In closing, the present findings provide further evidence of the viability and effectiveness of coherent, comprehensive education on evolutionary mechanisms in elementary school. They also shed light on the prevalence and impact of explicit teleological preconceptions on children’s learning of natural selection, revealing that while they are frequent, young students are surprisingly good at overcoming them even after a circumscribed intervention. Further research will, however, need to examine the longer-term learning outcomes from this kind of teacher-led intervention. While prior studies have found that a researcher-led storybook intervention promotes a generalizable understanding of adaptation by natural selection for at least 3 months, it is unclear whether the same minimum longevity might hold true for the classroom learning documented here. Answering such a question is not simply a practical prerequisite for developing an effectively spaced learning progression on evolution in elementary school. It is also relevant to answering theoretical questions about the very nature of conceptual change, especially in light of the theoretical assumptions about dual processing and explanatory co-existence that guide the current work (e.g., Kelemen 2004 and 2019; Dunbar et al. 2007; Evans et al. 2011; Shtulman 2017; Zaitchik and Solomon 2009).

Specifically, it is assumed here that when children construct a theory of natural selection, their scientific learning serves to suppress rather than replace prior intuitively-based ideas, especially teleological ideas that reliably emerge in children’s reasoning about diverse natural phenomena across cultures and from early in development (e.g., Kelemen and DiYanni 2005; Schachner et al. 2017).

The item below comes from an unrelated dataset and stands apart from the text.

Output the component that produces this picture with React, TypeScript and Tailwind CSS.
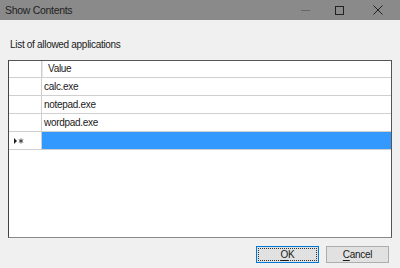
import React from "react";

const rows = ["calc.exe", "notepad.exe", "wordpad.exe"];

export default function App() {
  return (
    <div
      className="flex h-[268px] w-[400px] flex-col overflow-hidden bg-[#f0f0f0] text-[10px] tracking-[-0.3px] text-[#1a1a1a]"
      style={{ fontFamily: '"Liberation Sans", Arial, sans-serif' }}
    >
      {/* title bar */}
      <div className="flex h-[20px] shrink-0 items-center bg-[#8a8a8a] pl-[5px]">
        <span className="text-[10.5px] leading-none text-[#222]">Show Contents</span>
        <div className="ml-auto flex h-full items-center">
          <div className="flex h-full w-[34px] items-center justify-center">
            <div className="h-px w-[9px] bg-[#666]" />
          </div>
          <div className="flex h-full w-[34px] items-center justify-center">
            <div className="h-[9px] w-[9px] border border-[#222]" />
          </div>
          <div className="flex h-full w-[44px] items-center justify-center">
            <svg width="10" height="10" viewBox="0 0 10 10">
              <path d="M0.5 0.5 L9.5 9.5 M9.5 0.5 L0.5 9.5" stroke="#222" strokeWidth="1" />
            </svg>
          </div>
        </div>
      </div>

      {/* body */}
      <div className="flex flex-1 flex-col px-[8px]">
        <div className="pl-[2px] pt-[17px] pb-[8px] leading-[15px]">List of allowed applications</div>

        <div className="flex h-[178px] w-[384px] flex-col border border-t-[#555] border-l-[#444] border-r-[#555] border-b-[#888] bg-white">
          {/* header */}
          <div className="flex h-[17px] border-b border-[#cfcfcf]">
            <div className="w-[33px] border-r border-[#cfcfcf]" />
            <div className="flex-1 border-l border-[#e6e6e6] pl-[5px] leading-[16px] text-[#222]">Value</div>
          </div>
          {rows.map((r) => (
            <div key={r} className="flex h-[18px] border-b border-[#cfcfcf]">
              <div className="w-[33px] border-r border-[#cfcfcf]" />
              <div className="flex-1 pl-[2px] leading-[17px]">{r}</div>
            </div>
          ))}
          <div className="flex h-[18px] border-b border-[#cfcfcf]">
            <div className="flex w-[33px] items-center border-r border-[#cfcfcf] pl-[5px]">
              <svg width="10" height="6" viewBox="0 0 10 6">
                <path d="M0 0 L3 3 L0 6 Z" fill="#222" />
                <path d="M7 0.5 V5.5 M4.8 1.7 L9.2 4.3 M9.2 1.7 L4.8 4.3" stroke="#333" strokeWidth="0.9" />
              </svg>
            </div>
            <div className="flex-1 bg-[#3399ff]" />
          </div>
          <div className="flex-1" />
        </div>

        {/* buttons */}
        <div className="mt-[8px] flex justify-end gap-[7px] pr-[3px]">
          <button className="flex h-[17px] w-[63px] items-center justify-center border border-[#0078d7] bg-[#e1e1e1] p-px">
            <span className="flex h-full w-full items-center justify-center border border-dotted border-[#333] leading-none">
              <span className="underline underline-offset-2">O</span>K
            </span>
          </button>
          <button className="flex h-[17px] w-[63px] items-center justify-center border border-[#adadad] bg-[#e1e1e1] leading-none">
            <span className="underline underline-offset-2">C</span>ancel
          </button>
        </div>
      </div>
    </div>
  );
}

Intuitive tendencies like these may remain as explanatory defaults that compete with counterintuitive scientific learning such that even when science learning occurs—as in the current research—it quickly reverts back to ideas rooted in more automatic explanatory predilections unless it is repeatedly reinforced and built upon (see Ronfard et al. 2020b; Shtulman et al. 2016). Cross-cultural studies of children’s enduring learning of counterintuitive ideas over extended time are therefore crucial to understanding how much children default back to their own prior conceptions and what factors affect such defaulting. This, in turn, can inform our understanding of the basic processes of conceptual development. Clearly, such studies are also relevant to designing evidence-based educational interventions that successfully build enduring scientific literacy from early in development. This is an increasingly pressing goal to pursue in the current evolutionary context of rapid climatic and environmental change.